Le jour dit, après avoir ouï la messe, tous se retrouvent au chêne de la lande de Mi-Voie, sur la paroisse de Guillac. Chaque chef encourage ses hommes. Chacun revêt son armure, fourbit ses armes. Le début du combat est confus. Deux compagnons de Beaumanoir sont tués alors que trois autres sont blessés et faits prisonniers. Cette situation renforce la détermination du capitaine blésiste qui encourage ses hommes et redouble ses coups. Les Bretons, ainsi dynamisés, se ressaisissent et abattent deux Anglais.
Mais la bataille est éprouvante.
Les hommes de chaque côté sont fatigués et d'un commun accord décident d'un moment de trêve pour se reposer, boire du vin d'Anjou et nettoyer leurs plaies. Profitant de cette pause, l'écuyer Geoffroy de La Roche demande à Jean de Beaumanoir d'être adoubé comme chevalier. Il obtient satisfaction en mémoire de son père, Budes de La Roche, héros des croisades. Fort de cet honneur, le nouveau chevalier se relève, relance l'ardeur des Bretons et provoque les Anglais.
Le combat reprend. Les hommes se prennent aux bras comme à la lutte et se frappent sans s'épargner. Le capitaine anglais, sûr de sa victoire d'après une prophétie de Merlin, essaie d'impressionner Beaumanoir. Ce dernier invoque Dieu et St Yves pour lui permettre d'occire son adversaire et reçoit l'aide d'Alain de Keranrais qui frappe de sa lance le visage de Bamborough. Celui-ci se relève et veut riposter. Geoffroy du Bois, l'en empêche par un coup de hache en pleine poitrine. Bamborough tombe à terre, mort. La bataille s'arrête.

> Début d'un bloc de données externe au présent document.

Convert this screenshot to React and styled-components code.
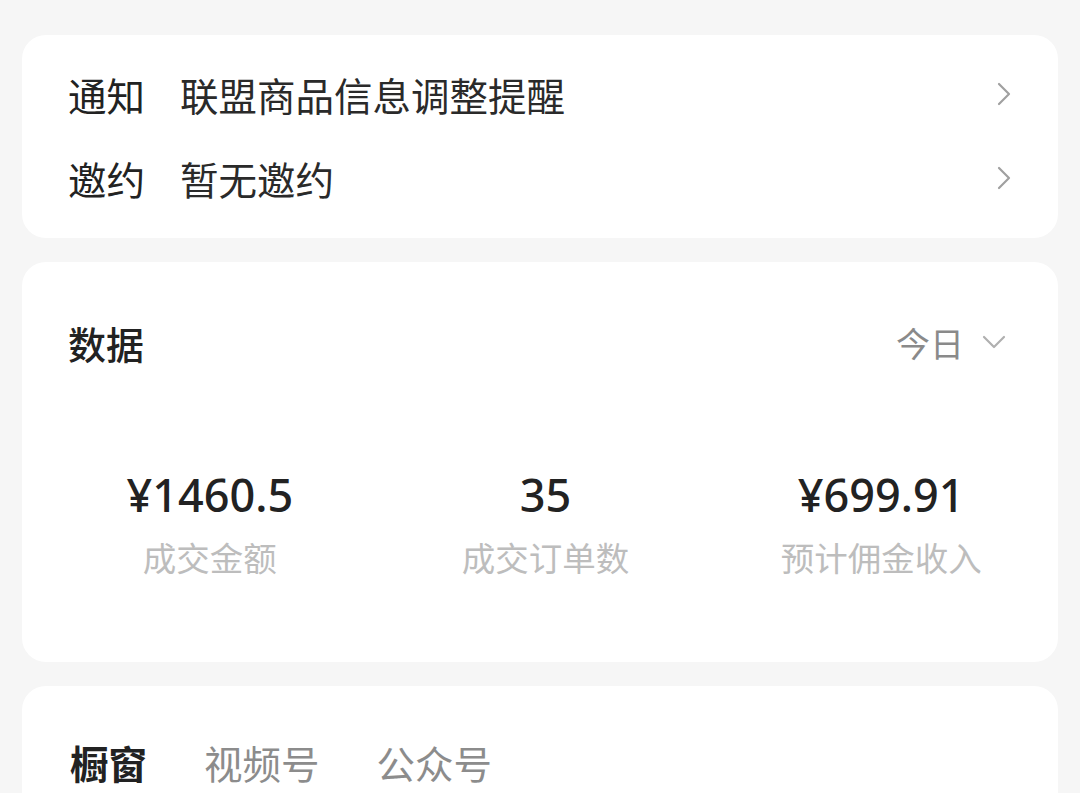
import styled, { createGlobalStyle } from "styled-components";

const GlobalStyle = createGlobalStyle`
  html, body {
    margin: 0;
    padding: 0;
    background: #f6f6f6;
    font-family: "Noto Sans CJK SC", "Noto Sans", sans-serif;
  }
`;

const Page = styled.div`
  display: flex;
  flex-direction: column;
  gap: 24px;
  padding: 35px 22px 0;
  height: 793px;
  box-sizing: border-box;
  overflow: hidden;
`;

const Card = styled.div`
  background: #fff;
  border-radius: 24px;
  flex-shrink: 0;
`;

const NoticeCard = styled(Card)`
  padding: 17px 46px 18px 46px;
`;

const NoticeRow = styled.div`
  display: flex;
  align-items: center;
  height: 84px;
`;

const Label = styled.div`
  width: 112px;
  font-size: 38.5px;
  color: #222;
`;

const Value = styled.div`
  flex: 1;
  font-size: 38.5px;
  color: #2a2a2a;
`;

const Chevron = styled.svg`
  width: 16px;
  height: 26px;
`;

const DataCard = styled(Card)`
  height: 400px;
  box-sizing: border-box;
  padding-top: 54px;
`;

const DataHeader = styled.div`
  display: flex;
  align-items: center;
  justify-content: space-between;
  height: 52px;
  padding: 0 52px 0 46px;
`;

const Title = styled.div`
  font-size: 38px;
  font-weight: 500;
  color: #222;
`;

const Range = styled.div`
  display: flex;
  align-items: center;
  gap: 18px;
  font-size: 34px;
  color: #8a8a8a;
`;

const Stats = styled.div`
  display: grid;
  grid-template-columns: repeat(3, 1fr);
  padding: 0 9px 0 20px;
  margin-top: 99px;
`;

const Stat = styled.div`
  display: flex;
  flex-direction: column;
  align-items: center;
  gap: 6px;
`;

const Num = styled.div`
  font-family: "Noto Sans", Roboto, sans-serif;
  font-size: 45px;
  font-weight: 500;
  color: #222;
  line-height: 56px;
`;

const StatLabel = styled.div`
  font-size: 33.5px;
  color: #bdbdbd;
  line-height: 56px;
`;

const ChannelCard = styled(Card)`
  height: 200px;
  padding: 50px 46px 0 48px;
  box-sizing: border-box;
`;

const Tabs = styled.div`
  display: flex;
  gap: 57px;
  height: 52px;
  align-items: center;
`;

const Tab = styled.div`
  font-size: 38.5px;
  font-weight: ${(p) => (p.$active ? 600 : 400)};
  color: ${(p) => (p.$active ? "#222" : "#8c8c8c")};
`;

function RightArrow() {
  return (
    <Chevron viewBox="0 0 16 26" fill="none">
      <path d="M3 3l10 10-10 10" stroke="#a0a0a0" strokeWidth="2.2" strokeLinecap="round" strokeLinejoin="round" />
    </Chevron>
  );
}

const stats = [
  { value: "¥1460.5", label: "成交金额" },
  { value: "35", label: "成交订单数" },
  { value: "¥699.91", label: "预计佣金收入" },
];

export default function App() {
  return (
    <>
      <GlobalStyle />
      <Page>
        <NoticeCard>
          <NoticeRow>
            <Label>通知</Label>
            <Value>联盟商品信息调整提醒</Value>
            <RightArrow />
          </NoticeRow>
          <NoticeRow>
            <Label>邀约</Label>
            <Value>暂无邀约</Value>
            <RightArrow />
          </NoticeRow>
        </NoticeCard>

        <DataCard>
          <DataHeader>
            <Title>数据</Title>
            <Range>
              今日
              <svg width="24" height="14" viewBox="0 0 24 14" fill="none">
                <path d="M2 2l10 10 10-10" stroke="#b0b0b0" strokeWidth="2.2" strokeLinecap="round" strokeLinejoin="round" />
              </svg>
            </Range>
          </DataHeader>
          <Stats>
            {stats.map((s) => (
              <Stat key={s.label}>
                <Num>{s.value}</Num>
                <StatLabel>{s.label}</StatLabel>
              </Stat>
            ))}
          </Stats>
        </DataCard>

        <ChannelCard>
          <Tabs>
            <Tab $active>橱窗</Tab>
            <Tab>视频号</Tab>
            <Tab>公众号</Tab>
          </Tabs>
        </ChannelCard>
      </Page>
    </>
  );
}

Les Anglais stupéfaits se donnent un nouveau chef, Croquart qui, raillant les croyances du défunt, relance le combat dans un affrontement en ligne. Les Bretons revigorés opposent une forte résistance. Quatre combattants Ploëmelais sont tués alors qu'en face Geoffroy Poulard ne se relève pas et que Beaumanoir est blessé. Il souffre et perd ses forces d'autant que le matin même il a décidé de faire jeûne, se privant de toute nourriture et boisson. Tandis que le sang s'échappe de sa blessure, il demande à boire. Geoffroy du Bois lui répond « Bois ton sang, Beaumanoir, et la soif te passera. » Entendant son compagnon, le capitaine se remet et redouble ses coups.

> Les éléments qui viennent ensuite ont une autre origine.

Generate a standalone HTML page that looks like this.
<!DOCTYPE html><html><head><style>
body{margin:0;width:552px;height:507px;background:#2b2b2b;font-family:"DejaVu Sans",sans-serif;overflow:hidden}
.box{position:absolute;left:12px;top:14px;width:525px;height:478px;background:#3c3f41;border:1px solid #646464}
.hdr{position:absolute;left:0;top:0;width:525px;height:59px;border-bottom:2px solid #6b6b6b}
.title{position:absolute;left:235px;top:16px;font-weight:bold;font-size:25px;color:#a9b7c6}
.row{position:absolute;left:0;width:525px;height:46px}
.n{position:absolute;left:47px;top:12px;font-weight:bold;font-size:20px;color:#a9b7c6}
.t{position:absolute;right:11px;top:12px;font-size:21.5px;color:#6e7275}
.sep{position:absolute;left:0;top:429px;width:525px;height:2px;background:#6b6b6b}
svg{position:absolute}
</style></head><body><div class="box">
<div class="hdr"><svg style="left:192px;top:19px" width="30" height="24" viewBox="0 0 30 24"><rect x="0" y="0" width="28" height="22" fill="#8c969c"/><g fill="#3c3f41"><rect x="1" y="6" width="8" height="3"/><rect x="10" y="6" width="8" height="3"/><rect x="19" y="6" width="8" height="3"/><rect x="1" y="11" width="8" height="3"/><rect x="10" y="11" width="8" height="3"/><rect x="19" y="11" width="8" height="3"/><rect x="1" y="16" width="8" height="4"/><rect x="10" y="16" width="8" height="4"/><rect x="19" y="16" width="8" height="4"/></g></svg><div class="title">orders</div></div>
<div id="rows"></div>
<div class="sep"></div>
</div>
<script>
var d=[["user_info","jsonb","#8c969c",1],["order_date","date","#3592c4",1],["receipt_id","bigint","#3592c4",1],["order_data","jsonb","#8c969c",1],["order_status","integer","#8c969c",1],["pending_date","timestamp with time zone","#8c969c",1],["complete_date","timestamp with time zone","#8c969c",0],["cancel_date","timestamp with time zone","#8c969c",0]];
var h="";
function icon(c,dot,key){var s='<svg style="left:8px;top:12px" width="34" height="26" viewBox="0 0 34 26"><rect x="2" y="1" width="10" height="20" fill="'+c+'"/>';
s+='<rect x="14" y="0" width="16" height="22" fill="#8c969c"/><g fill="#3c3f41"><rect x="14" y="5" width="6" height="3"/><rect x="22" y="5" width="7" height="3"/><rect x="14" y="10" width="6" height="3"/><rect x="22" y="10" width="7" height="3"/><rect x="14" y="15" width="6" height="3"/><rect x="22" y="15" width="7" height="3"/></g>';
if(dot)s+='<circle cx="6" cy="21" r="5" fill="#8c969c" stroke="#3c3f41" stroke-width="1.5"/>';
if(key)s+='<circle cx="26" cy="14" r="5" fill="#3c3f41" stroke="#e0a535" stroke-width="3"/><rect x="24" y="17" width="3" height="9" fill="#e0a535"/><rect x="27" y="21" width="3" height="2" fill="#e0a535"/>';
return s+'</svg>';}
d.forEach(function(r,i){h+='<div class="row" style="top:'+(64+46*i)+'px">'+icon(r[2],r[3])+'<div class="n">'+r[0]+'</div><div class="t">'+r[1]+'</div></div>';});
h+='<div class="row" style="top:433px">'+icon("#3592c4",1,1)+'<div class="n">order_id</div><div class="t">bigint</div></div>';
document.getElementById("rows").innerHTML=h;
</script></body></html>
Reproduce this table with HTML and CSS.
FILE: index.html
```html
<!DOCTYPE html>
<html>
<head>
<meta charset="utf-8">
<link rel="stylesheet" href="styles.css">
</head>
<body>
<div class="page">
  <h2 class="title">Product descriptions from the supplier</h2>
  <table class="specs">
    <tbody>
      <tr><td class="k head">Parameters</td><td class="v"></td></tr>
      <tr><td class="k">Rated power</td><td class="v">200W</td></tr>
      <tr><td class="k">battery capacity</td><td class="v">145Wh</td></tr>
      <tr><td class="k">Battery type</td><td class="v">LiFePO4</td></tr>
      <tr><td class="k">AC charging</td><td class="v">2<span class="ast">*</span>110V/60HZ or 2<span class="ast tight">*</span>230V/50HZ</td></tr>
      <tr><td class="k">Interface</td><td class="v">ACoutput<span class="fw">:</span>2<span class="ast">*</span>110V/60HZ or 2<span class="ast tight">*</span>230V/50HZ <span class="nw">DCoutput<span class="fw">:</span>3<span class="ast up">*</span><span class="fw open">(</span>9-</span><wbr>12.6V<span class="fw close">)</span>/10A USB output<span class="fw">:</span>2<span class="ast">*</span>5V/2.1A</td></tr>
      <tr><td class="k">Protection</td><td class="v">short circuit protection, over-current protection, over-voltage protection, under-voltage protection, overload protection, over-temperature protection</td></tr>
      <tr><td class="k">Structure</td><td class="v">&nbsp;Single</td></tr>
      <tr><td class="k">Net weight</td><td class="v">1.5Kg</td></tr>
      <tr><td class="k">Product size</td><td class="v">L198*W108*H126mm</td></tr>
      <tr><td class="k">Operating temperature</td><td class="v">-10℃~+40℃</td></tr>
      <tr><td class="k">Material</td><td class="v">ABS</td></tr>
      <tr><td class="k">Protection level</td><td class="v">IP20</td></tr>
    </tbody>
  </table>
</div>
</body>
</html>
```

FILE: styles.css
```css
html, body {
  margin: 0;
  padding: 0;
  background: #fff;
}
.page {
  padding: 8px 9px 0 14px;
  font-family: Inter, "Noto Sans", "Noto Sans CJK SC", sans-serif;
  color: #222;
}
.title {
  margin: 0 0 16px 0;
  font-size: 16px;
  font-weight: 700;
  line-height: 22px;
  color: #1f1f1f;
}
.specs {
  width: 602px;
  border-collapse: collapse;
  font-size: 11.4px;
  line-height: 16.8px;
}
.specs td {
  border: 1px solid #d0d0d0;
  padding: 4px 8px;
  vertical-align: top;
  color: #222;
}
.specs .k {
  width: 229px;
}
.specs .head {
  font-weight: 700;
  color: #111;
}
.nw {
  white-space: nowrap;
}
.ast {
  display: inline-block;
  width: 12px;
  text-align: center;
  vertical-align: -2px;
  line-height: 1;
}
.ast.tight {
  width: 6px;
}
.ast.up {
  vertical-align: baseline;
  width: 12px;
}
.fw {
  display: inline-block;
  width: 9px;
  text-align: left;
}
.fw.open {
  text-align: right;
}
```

Les Josselinais prennent l'avantage
La bataille tourne à l'avantage des Josselinais qui entreprennent un mouvement tournant afin d'envelopper leurs adversaires. Ce voyant, Croquart et ses hommes, abrités derrière les écus, forment un bataillon carré hérissé de toutes leurs armes. Les Bretons essaient de pénétrer ce hérisson mais les Anglais ne faiblissent pas. Guillaume de Montauban, monte à cheval, laisse croire à sa fuite puis lance sa monture dans le « hérisson » où il réussit à renverser de nombreux ennemis. Ses compagnons profitent de cette ouverture et font un véritable carnage dans les rangs adverses. Les Anglais se rendent. Ainsi se termine le combat.

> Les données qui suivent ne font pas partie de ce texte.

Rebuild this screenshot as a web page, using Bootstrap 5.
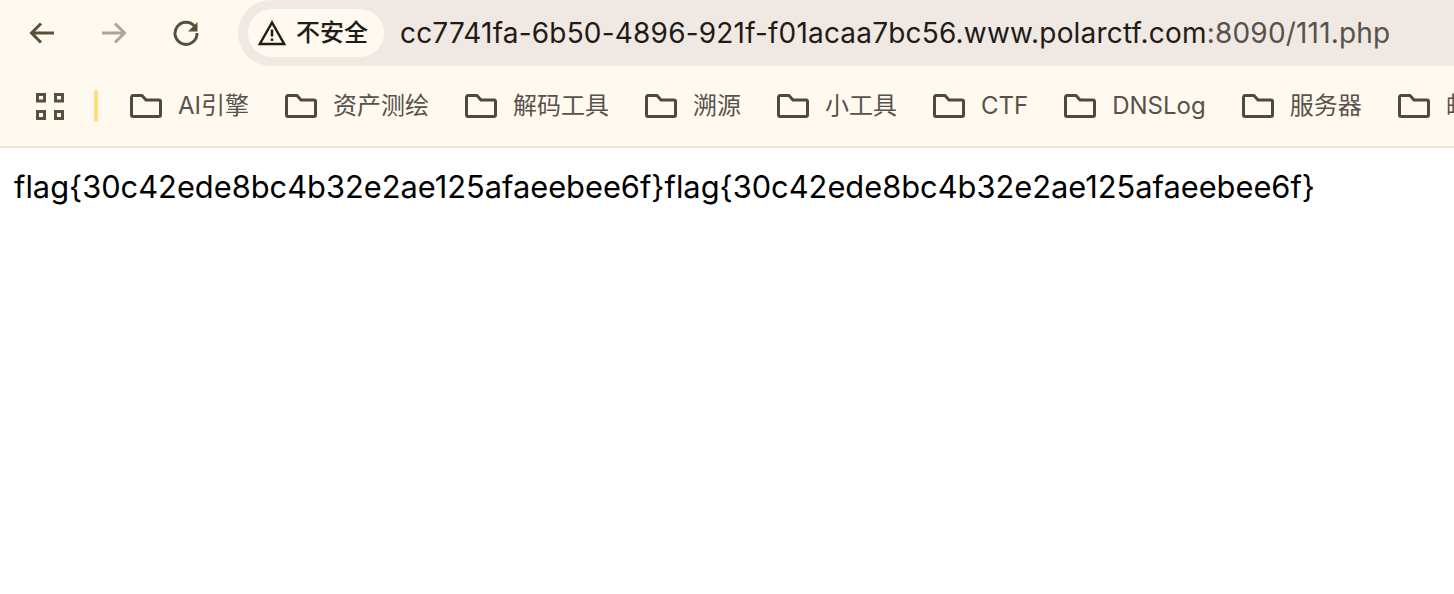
<!doctype html>
<html lang="zh"><head><meta charset="utf-8">
<link href="https://cdn.jsdelivr.net/npm/bootstrap@5.3.0/dist/css/bootstrap.min.css" rel="stylesheet">
<style>
html,body{height:100%;overflow:hidden;background:#fff}
body{font-family:"Liberation Sans","Noto Sans CJK SC",sans-serif}
.chrome-top{height:66px;background:#fff9ef}
.nav-ico{width:72px;height:66px}
.nav-ico svg{display:block}
.nav-strip{padding-left:6px;width:238px}
.addr{background:#efe8e3;border-radius:33px 0 0 33px;padding-left:10px}
.sec-pill{height:48px;width:136px;background:#fff9ef;border-radius:24px;padding-left:10px;gap:10px;font-size:24px;color:#1f1d18;font-weight:500}
.url{font-family:Inter,"Liberation Sans",sans-serif;font-size:28px;letter-spacing:.19px;color:#1f1b16;margin-left:16px;white-space:nowrap}
.url span{color:#57524a}
.marks{height:82px;background:#fff9ef;border-bottom:2px solid #ebe5d6;padding-left:36px;overflow:hidden}
.sep{width:4px;height:32px;background:#fde07b;border-radius:2px;margin-left:30px;margin-right:32px}
.mark-item{gap:16px;font-size:24px;color:#57524a;white-space:nowrap;margin-right:36px;flex:none}
.mark-item svg{flex:none}
.lat{font-family:Inter,"Liberation Sans",sans-serif}
.flagline{font-family:Inter,"Liberation Sans",sans-serif;font-size:30.8px;color:#000;padding:20px 0 0 14px;line-height:38px;white-space:nowrap;margin:0}
</style></head><body>
<div class="chrome-top d-flex">
 <div class="nav-strip d-flex flex-shrink-0">
  <div class="nav-ico d-flex align-items-center justify-content-center"><svg width="28" height="28" viewBox="0 0 28 28" fill="none" stroke="#58503a" stroke-width="3"><path d="M26 14H4M13 4.500 3.500 14l9.500 9.500"/></svg></div>
  <div class="nav-ico d-flex align-items-center justify-content-center"><svg width="28" height="28" viewBox="0 0 28 28" fill="none" stroke="#aba69b" stroke-width="3"><path d="M2 14h22M15 4.500 24.500 14 15 23.500"/></svg></div>
  <div class="nav-ico d-flex align-items-center justify-content-center"><svg width="28" height="28" viewBox="0 0 28 28" fill="none" stroke="#58503a" stroke-width="3"><path d="M23 8A11 11 0 1 0 25 14"/><path d="M25.500 3v9.500H16z" fill="#58503a" stroke="none"/></svg></div>
 </div>
 <div class="addr flex-grow-1 d-flex align-items-center">
  <div class="sec-pill d-flex align-items-center flex-shrink-0">
   <svg width="28" height="26" viewBox="0 0 28 26" fill="none" stroke="#1f1d18" stroke-width="2.500"><path d="M14 2.500 1.800 24h24.400z"/><path d="M14 9.500v7M14 18.500v2.500"/></svg>
   <span>不安全</span>
  </div>
  <div class="url">cc7741fa-6b50-4896-921f-f01acaa7bc56.www.polarctf.com<span>:8090/111.php</span></div>
 </div>
</div>
<div class="marks d-flex align-items-center">
 <svg width="28" height="27" viewBox="0 0 28 27" fill="none" stroke="#57503f" stroke-width="3" class="flex-shrink-0"><path d="M1.500 1.500h7v6.500h-7zM19.500 1.500h7v6.500h-7zM1.500 18.500h7v7h-7zM19.500 18.500h7v7h-7z"/></svg>
 <div class="sep flex-shrink-0"></div>
 <div class="mark-item d-flex align-items-center"><svg width="32" height="24" viewBox="0 0 32 24" fill="none" stroke="#4f4a3c" stroke-width="3" stroke-linejoin="round"><path d="M1.500 3a1.500 1.500 0 0 1 1.500-1.500h9l4 4.500h13a1.500 1.500 0 0 1 1.500 1.500V21a1.500 1.500 0 0 1-1.500 1.500H3A1.500 1.500 0 0 1 1.500 21z"/></svg><span><span class="lat">AI</span>引擎</span></div>
 <div class="mark-item d-flex align-items-center"><svg width="32" height="24" viewBox="0 0 32 24" fill="none" stroke="#4f4a3c" stroke-width="3" stroke-linejoin="round"><path d="M1.500 3a1.500 1.500 0 0 1 1.500-1.500h9l4 4.500h13a1.500 1.500 0 0 1 1.500 1.500V21a1.500 1.500 0 0 1-1.500 1.500H3A1.500 1.500 0 0 1 1.500 21z"/></svg><span>资产测绘</span></div>
 <div class="mark-item d-flex align-items-center"><svg width="32" height="24" viewBox="0 0 32 24" fill="none" stroke="#4f4a3c" stroke-width="3" stroke-linejoin="round"><path d="M1.500 3a1.500 1.500 0 0 1 1.500-1.500h9l4 4.500h13a1.500 1.500 0 0 1 1.500 1.500V21a1.500 1.500 0 0 1-1.500 1.500H3A1.500 1.500 0 0 1 1.500 21z"/></svg><span>解码工具</span></div>
 <div class="mark-item d-flex align-items-center"><svg width="32" height="24" viewBox="0 0 32 24" fill="none" stroke="#4f4a3c" stroke-width="3" stroke-linejoin="round"><path d="M1.500 3a1.500 1.500 0 0 1 1.500-1.500h9l4 4.500h13a1.500 1.500 0 0 1 1.500 1.500V21a1.500 1.500 0 0 1-1.500 1.500H3A1.500 1.500 0 0 1 1.500 21z"/></svg><span>溯源</span></div>
 <div class="mark-item d-flex align-items-center"><svg width="32" height="24" viewBox="0 0 32 24" fill="none" stroke="#4f4a3c" stroke-width="3" stroke-linejoin="round"><path d="M1.500 3a1.500 1.500 0 0 1 1.500-1.500h9l4 4.500h13a1.500 1.500 0 0 1 1.500 1.500V21a1.500 1.500 0 0 1-1.500 1.500H3A1.500 1.500 0 0 1 1.500 21z"/></svg><span>小工具</span></div>
 <div class="mark-item d-flex align-items-center"><svg width="32" height="24" viewBox="0 0 32 24" fill="none" stroke="#4f4a3c" stroke-width="3" stroke-linejoin="round"><path d="M1.500 3a1.500 1.500 0 0 1 1.500-1.500h9l4 4.500h13a1.500 1.500 0 0 1 1.500 1.500V21a1.500 1.500 0 0 1-1.500 1.500H3A1.500 1.500 0 0 1 1.500 21z"/></svg><span class="lat">CTF</span></div>
 <div class="mark-item d-flex align-items-center"><svg width="32" height="24" viewBox="0 0 32 24" fill="none" stroke="#4f4a3c" stroke-width="3" stroke-linejoin="round"><path d="M1.500 3a1.500 1.500 0 0 1 1.500-1.500h9l4 4.500h13a1.500 1.500 0 0 1 1.500 1.500V21a1.500 1.500 0 0 1-1.500 1.500H3A1.500 1.500 0 0 1 1.500 21z"/></svg><span class="lat">DNSLog</span></div>
 <div class="mark-item d-flex align-items-center"><svg width="32" height="24" viewBox="0 0 32 24" fill="none" stroke="#4f4a3c" stroke-width="3" stroke-linejoin="round"><path d="M1.500 3a1.500 1.500 0 0 1 1.500-1.500h9l4 4.500h13a1.500 1.500 0 0 1 1.500 1.500V21a1.500 1.500 0 0 1-1.500 1.500H3A1.500 1.500 0 0 1 1.500 21z"/></svg><span>服务器</span></div>
 <div class="mark-item d-flex align-items-center"><svg width="32" height="24" viewBox="0 0 32 24" fill="none" stroke="#4f4a3c" stroke-width="3" stroke-linejoin="round"><path d="M1.500 3a1.500 1.500 0 0 1 1.500-1.500h9l4 4.500h13a1.500 1.500 0 0 1 1.500 1.500V21a1.500 1.500 0 0 1-1.500 1.500H3A1.500 1.500 0 0 1 1.500 21z"/></svg><span>邮箱</span></div>
</div>
<p class="flagline">flag{30c42ede8bc4b32e2ae125afaeebee6f}flag{30c42ede8bc4b32e2ae125afaeebee6f}</p>
<script src="https://cdn.jsdelivr.net/npm/bootstrap@5.3.0/dist/js/bootstrap.bundle.min.js"></script>
</body></html>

Il faut attendre 1811 pour que, sous l'influence de la chouannerie puissante dans le Porhoët, l'idée de l'érection d'un obélisque soit émise par le conseil d'arrondissement de Ploërmel. La première pierre de l'édifice est posée lors d'une cérémonie qui regroupe les autorités civiles, religieuses et militaires le 11 juillet 1819. Les travaux de l'édification de la colonne durent 4 ans et l'obélisque des Trente est inauguré le 6 juillet 1823 en présence d'une foule importante.